Venüs, Merkür ve Mars’ın haritada Başak burcunda ve yakın durmaları; Netlik/kesinlik, konuşkanlık, yaratıcı zeka, yansıtabilirlik, bazı konularda ilerleme sağlama verebilir. Toplumsal ve kitlesel açıdan bakıldığında ise çağrıda bulunulan değişikliklere ve reformlara genel olarak uyulması ve olumlu cevap verilmesi mümkündür, özellikle çevre/doğa konularında insanların geçtiğimiz aylar içinde yaşadıkları olaylar; depremler, kasırgalar, beklenmedik sağanaklar ve sel felaketleri acil bir şeyler yapmanın gerekliliğini göz önüne serdi ve insanlar artık bir çok şeyin farkında olacaktır. Yine Ateş elementinde Satürn-Uranüs-Ay Düğümü kombinasyonu bu yaşanan doğa olaylarının yarattığı tahribatlar bu periyotta düzeltilmeye başlanacaktır, eski geleneksel yapılara Uranüs’ün dokunuşları yeniden modern bir hava katabilir... Önümüzde ki 3 aylık periyotta tüm el uğraştıran, detay gerektiren işlerinize yaratıcılığınızı dahil edebilirsiniz.

Merkür ve Mars haritada Neptün’e karşı duruyor; bu gösterge enerji ve eylemlerde daha uyuşuk, daha motivasyonsuz, iletişim konularında yanlış anlama, yanlış yorumlama, netlikten yoksun durumları söylerken, inançları da irdeleyeceğimiz durumlarla bizi karşılaştırabilir, “dinin arkasına saklanıp kendini öyle lanse ettirenler, yaptıkları eylemlerle, o dinin kuralları çerçevesinde olmadıkları  gibi uzaktan yakından alakası dahi yok “dedirtecek olgularla bizleri yüzleştirecektir.

Bu gösterge yine toksinlere ve virütik durumlara yatkınlık olabileceğini söylüyor.

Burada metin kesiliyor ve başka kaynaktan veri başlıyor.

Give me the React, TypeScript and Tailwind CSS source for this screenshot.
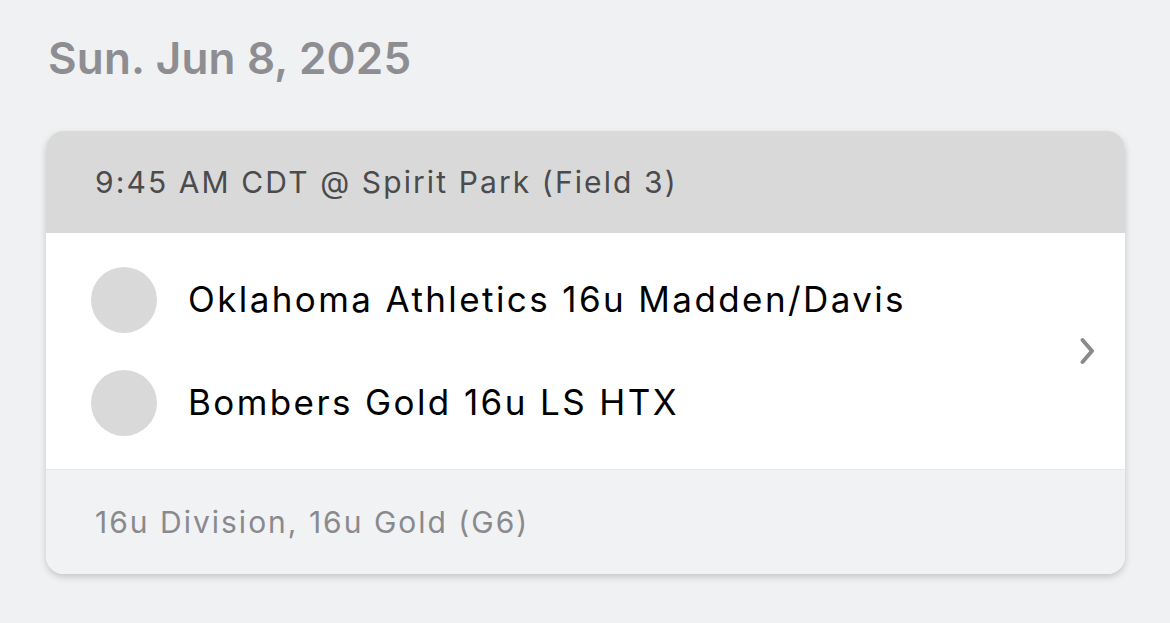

Merkür’ün Satürn ile dik açıya doğru gidiyor olması, iletişim konularında bir takım kısıtlamalarla karşılaşabileceğimizi de göstermekte.

Jüpiter – Uranüs karşıtlığı ; Eylül’ün son günlerinde (26-30 Eylül) - önemli olayları karşımıza çıkaracaktır. Jüpiter genişlemekten Uranüs özgürlük ve isyandan hoşlanıyor. 
Bir konu ESAS mesele haline gelebilir ve etkisi sarsıcı olabilir. Aynı süreçte Plüton da direkt hareketine dönecek bu da adeta ateşe yakıt kazandıracaktır. Özellikle siyasi alan bugünlerde ve takip eden aylarda havai fişek gösterileri gibi… Sahne arkasında olan bir şey, hızlı bir değişim yaratarak açık havaya çıkacak, beni görün, fark edin, buradayım der gibi. Bu olaylar bir şok etkisi halinde gelebilir ve semptomları başka faaliyet alanlarını da etkileyebilir ama sonuçta rahatlama da getirebilir. Benzetme belki hoş olmayacak ama büyük bir apsenin nihayetinde patlayıp içinde ki cerahatinin tamamen boşalması gibi.

Ekinoks haritasında; Ay çok yeni girdiği Akrep burcunun ilk derecesinde ve Jüpiter ile yan yana duruyor adeta az kaldı sende Akrep yolculuğuna başlayacaksın, haberini sen gelmeden ben duyururum, der gibi.

Bazı konulara duygusal düzeyde fazlaca reaksiyon verebiliriz. Geçmişte ki anılar ve olaylar ortaya çıkabilir. 
Özellikle toplum önünde tanınmış/ünlü kişilerin bilinmedik olayları ya da eskiye dayalı üstü kapatılmış olayları gün yüzüne çıkabilir, öfke, kasti incitme, kıskançlık sebebiyle bunlar ifşa edilmiş de olabilir ve bunun sonucunda da yüz kızartıcı ve utanç verici durumlarla karşılaşılabilir.

Adeta duygu ile tamamen boğulmuş hissi içinde ve karşılığında da bir anda boşalıp her şeyi ortaya döküp saçmak rahatlama getirebilir ama hangi durumlara düşeceğinizi, kafalarda nasıl bir imaj ve görüntü bırakacağınızı da hesap etmeniz gerekir. 


Parfüm şişesi düştü, kırıldı, ortaya saçıldı… koku son derece yoğun, o anda hiç iyi gelmeyebilir, ağır, keskin, baygınlık verici ve baş ağrıtıcı. Şişe bir daha bütün olmaz, parfüm kokusunun ağır etkisi de birkaç güne uçup gider. Sizin imajınıza dair kalplerde ve beyinlerde yarattığınız hayal kırıklıkları ise yıllarca sürer.